Если я исчезаю, значит, что-то пишу в берлоге. Сегодня нет уже такой необходимости пропагандировать джаз, поэтому я исчез. Время другое.
Насчет же того, что уехал: Работаю в Москве, горжусь тем, что я единственный лектор, у которого есть абонемент в Московской филармонии, в Зале Чайковского. Уже 20 лет я веду там программу "В мире джаза". В Петербурге же никак не могу договориться с нашей Филармонией, дома я никому не нужен. А там я гость, варяг, они считают честью, что работаю у них. У меня своя публика, музыкантов выбираю на концерты самых разных: москвичей, петербуржцев, иногда нахожу им деньги, чтобы выступили. В столице я больше востребован, чем здесь, это нормально?
Опасный вирус
- А как в вас попал вирус джаза?
- Да я ведь музыкант, у меня был биг-бэнд, я играл на танцах, концертах, ездил по стране. Потом работа лектором все перебила. Я был не такой уж выдающийся исполнитель, чтобы конкурировать, а как лектор стал выделяться.
- Так вы стали лектором, потому что не состоялись как музыкант?
- Нет, я могу доказать, что как музыкант - стоящий, я и сейчас играю студентам, показываю все стили. Иногда даже выхожу на сцену. Музыкант - профессия широкая, я мог бы быть и тапером. Я не боюсь этого.
- А стилягой были?
- Не очень. Я был слишком маменькиным сыночком, старался хорошо учиться, был в комсомоле, даже лез в комсомольскую карьеру, был всегда членом бюро, культоргом. Со стилягами знакомство водил, но это касалось джаза, жаргона и времяпрепровождения с девочками. Только. Самой моды стильной, эпатажа я немножко боялся, да и не было денег на шмотки.
- А неприятности из-за джаза были?
- Много. С цензурой случались столкновения, несколько раз снимали с работы за вольно сказанные со сцены слова. Даже если эзоповым языком намекал на тупость руководства и непонимание джаза фирмой "Мелодия". Начальники говорили: "А почему это ты нападаешь? Давай три месяца отдохни". В молодости сняли с работы мой оркестр за исполнение незарегистрированной американской пьесы. Она была невинная совершенно, но в ней усмотрели пропаганду империалистического образа жизни. А как-то играли на университетском вечере, все балдели, но потом на меня был написан донос. Спокойно не было никогда. Правда, сейчас стало спокойно, если не завидовать, что кто-то построил себе дачу в Подмосковье.

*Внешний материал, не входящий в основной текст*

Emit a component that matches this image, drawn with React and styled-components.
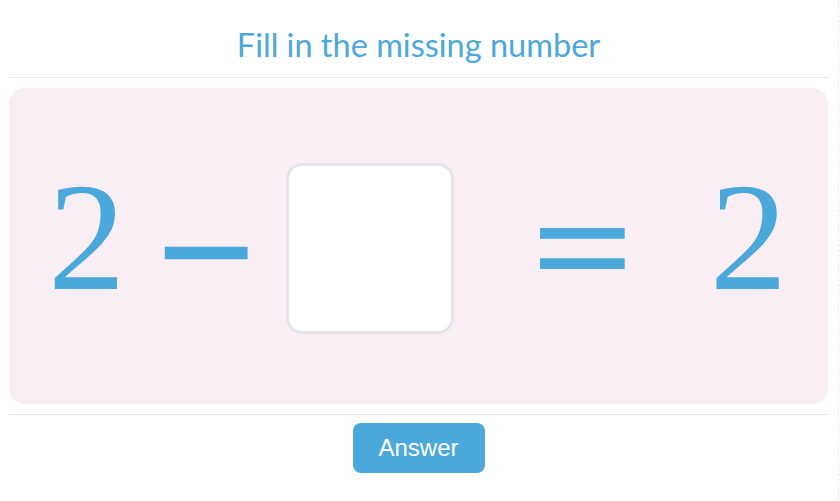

- А вам когда интереснее жилось: раньше или теперь?
- А мне всегда интересно, я жил своей жизнью. И сейчас достаточно того, что я делаю, и что есть места, где я востребован.
- Напеваете иногда джаз для себя?
- Конечно. Вот когда иду по солнечной стороне Невского - к сожалению, такое случается считанные дни в году - напеваю "боса-нову" Голощекина, которая так и называется: "На солнечной стороне Невского".